__Given material__.
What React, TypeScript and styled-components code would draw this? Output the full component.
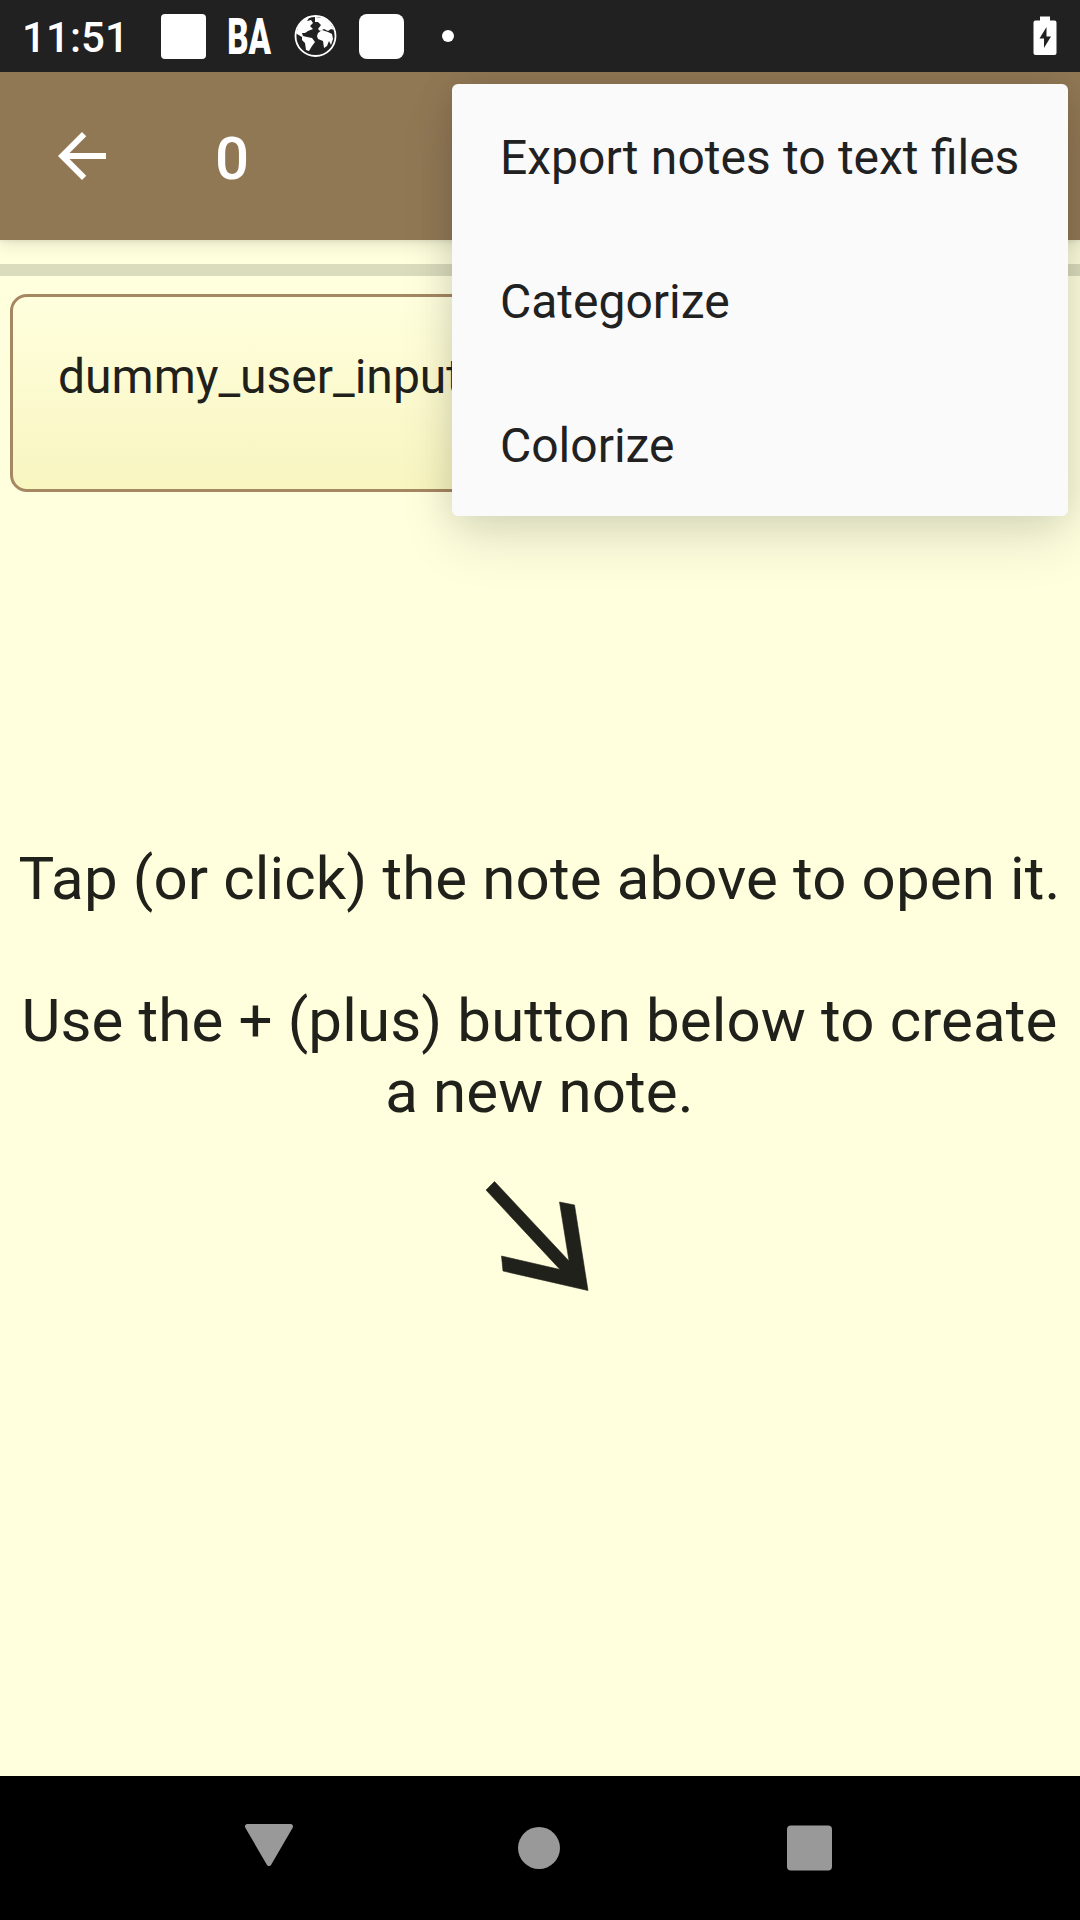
import React from "react";
import styled, { createGlobalStyle } from "styled-components";

const GlobalStyle = createGlobalStyle`
  *, *::before, *::after { box-sizing: border-box; }
  body {
    margin: 0;
    background: #ffffde;
    font-family: Roboto, "Noto Sans", sans-serif;
    color: #212121;
  }
`;

const Screen = styled.div`
  position: relative;
  display: flex;
  flex-direction: column;
  width: 1080px;
  height: 1920px;
  overflow: hidden;
  background: #ffffde;
`;

const StatusBar = styled.header`
  display: flex;
  flex: none;
  align-items: center;
  justify-content: space-between;
  height: 72px;
  padding: 0 23.5px 0 22px;
  background: #212121;
  color: #fff;
  position: relative;
  z-index: 3;
`;

const StatusGroup = styled.div`
  display: flex;
  align-items: center;
`;

const Clock = styled.span`
  width: 128px;
  padding-top: 3px;
  font-size: 42px;
  font-weight: 500;
  line-height: 72px;
  letter-spacing: 0.1px;
`;

const StatusSlot = styled.div`
  display: flex;
  align-items: center;
  justify-content: center;
  width: 66px;
  height: 72px;
`;

const AppSquare = styled.span<{ $radius: number }>`
  width: 45px;
  height: 45px;
  border-radius: ${(p) => p.$radius}px;
  background: #fff;
`;

const AppLetters = styled.span`
  padding-top: 1px;
  font-size: 50px;
  font-weight: 900;
  line-height: 72px;
  transform: scaleX(0.66);
`;

const Dot = styled.span`
  width: 12px;
  height: 12px;
  margin-left: 2px;
  border-radius: 50%;
  background: #fff;
`;

const AppBar = styled.div`
  display: flex;
  flex: none;
  align-items: center;
  height: 168px;
  padding-left: 46px;
  gap: 97px;
  background: #917855;
  color: #fff;
  box-shadow: 0 4px 16px rgba(0, 0, 0, 0.11), 0 1px 5px rgba(0, 0, 0, 0.08);
`;

const Title = styled.h1`
  margin: 5px 0 0;
  font-size: 60px;
  font-weight: 500;
  line-height: 70px;
`;

const Divider = styled.hr`
  flex: none;
  width: 100%;
  height: 12px;
  margin: 24px 0 18px;
  border: 0;
  background: #dbdbbd;
`;

const NoteCard = styled.article`
  flex: none;
  width: 520px;
  height: 198px;
  margin: 0 10px;
  padding: 52px 45px;
  border: 3px solid #a58762;
  border-radius: 17px;
  background: linear-gradient(#ffffde, #f8f5c0);
  font-size: 48px;
  line-height: 56px;
  color: #21211c;
`;

const Hint = styled.main`
  display: flex;
  flex: 1;
  flex-direction: column;
  align-items: center;
  padding-top: 351px;
  text-align: center;
  font-size: 60px;
  line-height: 71px;
  letter-spacing: 0.14px;
  color: #21211c;
`;

const HintText = styled.p`
  margin: 0 0 71px;
  padding-right: 1px;
  white-space: pre;

  & + & { margin-bottom: 0; }
`;

const HintArrow = styled.svg`
  width: 110px;
  height: 120px;
  margin-top: 54px;
`;

const NavBar = styled.nav`
  display: flex;
  flex: none;
  height: 144px;
  padding-left: 134px;
  background: #000;
`;

const NavButton = styled.button`
  display: flex;
  align-items: center;
  justify-content: center;
  width: 270px;
  height: 144px;
  padding: 0;
  border: 0;
  background: none;
`;

const Menu = styled.ul`
  position: absolute;
  z-index: 2;
  top: 84px;
  right: 12px;
  width: 616px;
  margin: 0;
  padding: 0;
  list-style: none;
  border-radius: 6px;
  background: #fafafa;
  box-shadow: 0 24px 56px rgba(0, 0, 0, 0.11), 0 0 36px rgba(0, 0, 0, 0.11);
`;

const MenuItem = styled.li`
  display: flex;
  align-items: center;
  height: 144px;
  padding: 4px 48px 0;
  font-size: 48px;
  line-height: 56px;
  word-spacing: 0.4px;
  white-space: nowrap;
`;

const GlobeIcon = () => (
  <svg width="44" height="44" viewBox="0 0 44 44">
    <circle cx="22.500" cy="22" r="20" fill="none" stroke="#fff" strokeWidth="1.8" />
    <path
      fill="#fff"
      d="M3 19 6 11 12 5 16 4 14 7 18 6 20 9 17 12 20 15 15 17 12 19 9 19 10 22 14 23 19 24 22 28 19 32 16 37 13 36 12 29 9 26 9 23 4 20Z M22 3 31 4 37 9 41 16 38 15 35 17 31 15 27 17 25 15 28 11 25 8 22 8Z M25 19 29 16 35 18 39 20 40 25 38 31 36 27 34 32 31 34 30 27 25 25 24 22Z"
    />
  </svg>
);

const BatteryIcon = () => (
  <svg width="24" height="40" viewBox="0 0 24 40">
    <path fill="#fff" d="M7 0.500h10v4h4.500a2 2 0 0 1 2 2v30.500a2 2 0 0 1-2 2h-19a2 2 0 0 1-2-2v-30.500a2 2 0 0 1 2-2H7z" />
    <path fill="#212121" d="M13.500 11v9.500h4.500L11 32v-9.500H6.500z" />
  </svg>
);

const BackIcon = () => (
  <svg width="72" height="72" viewBox="0 0 24 24" fill="#fff">
    <path d="M20 11H7.830l5.590-5.590L12 4l-8 8 8 8 1.410-1.410L7.830 13H20v-2z" />
  </svg>
);

const menuItems = ["Export notes to text files", "Categorize", "Colorize"];

export default function App() {
  return (
    <>
      <GlobalStyle />
      <Screen>
        <StatusBar>
          <StatusGroup>
            <Clock>11:51</Clock>
            <StatusSlot><AppSquare $radius={4} /></StatusSlot>
            <StatusSlot><AppLetters>BA</AppLetters></StatusSlot>
            <StatusSlot><GlobeIcon /></StatusSlot>
            <StatusSlot><AppSquare $radius={8} /></StatusSlot>
            <StatusSlot><Dot /></StatusSlot>
          </StatusGroup>
          <BatteryIcon />
        </StatusBar>
        <AppBar>
          <BackIcon />
          <Title>0</Title>
        </AppBar>
        <Divider />
        <NoteCard>dummy_user_input</NoteCard>
        <Hint>
          <HintText>Tap (or click) the note above to open it.</HintText>
          <HintText>{"Use the + (plus) button below to create\na new note."}</HintText>
          <HintArrow viewBox="0 0 110 120">
            <path
              fill="#21211c"
              stroke="#21211c"
              strokeWidth="0.6"
              d="M1 9 9.500 0.500 84 80 74.500 21 89.500 24 103 109.500 18 90 16.500 75 75 88.500Z"
            />
          </HintArrow>
        </Hint>
        <NavBar>
          <NavButton aria-label="Back">
            <svg width="50" height="50" viewBox="0 0 50 50">
              <path d="M3.500 3.500h43L25 40.500z" fill="#999" stroke="#999" strokeWidth="5" strokeLinejoin="round" />
            </svg>
          </NavButton>
          <NavButton aria-label="Home">
            <svg width="44" height="44" viewBox="0 0 44 44"><circle cx="22" cy="22" r="21" fill="#999" /></svg>
          </NavButton>
          <NavButton aria-label="Recents">
            <svg width="46" height="46" viewBox="0 0 46 46"><rect x="1" y="0.500" width="45" height="45" rx="4" fill="#999" /></svg>
          </NavButton>
        </NavBar>
        <Menu>
          {menuItems.map((label) => (
            <MenuItem key={label}>{label}</MenuItem>
          ))}
        </Menu>
      </Screen>
    </>
  );
}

__Exercise task__.
Track down every line of the material containing the string "React", and copy it.

__Task solution__.
What React, TypeScript and styled-components code would draw this? Output the full component.
import React from "react";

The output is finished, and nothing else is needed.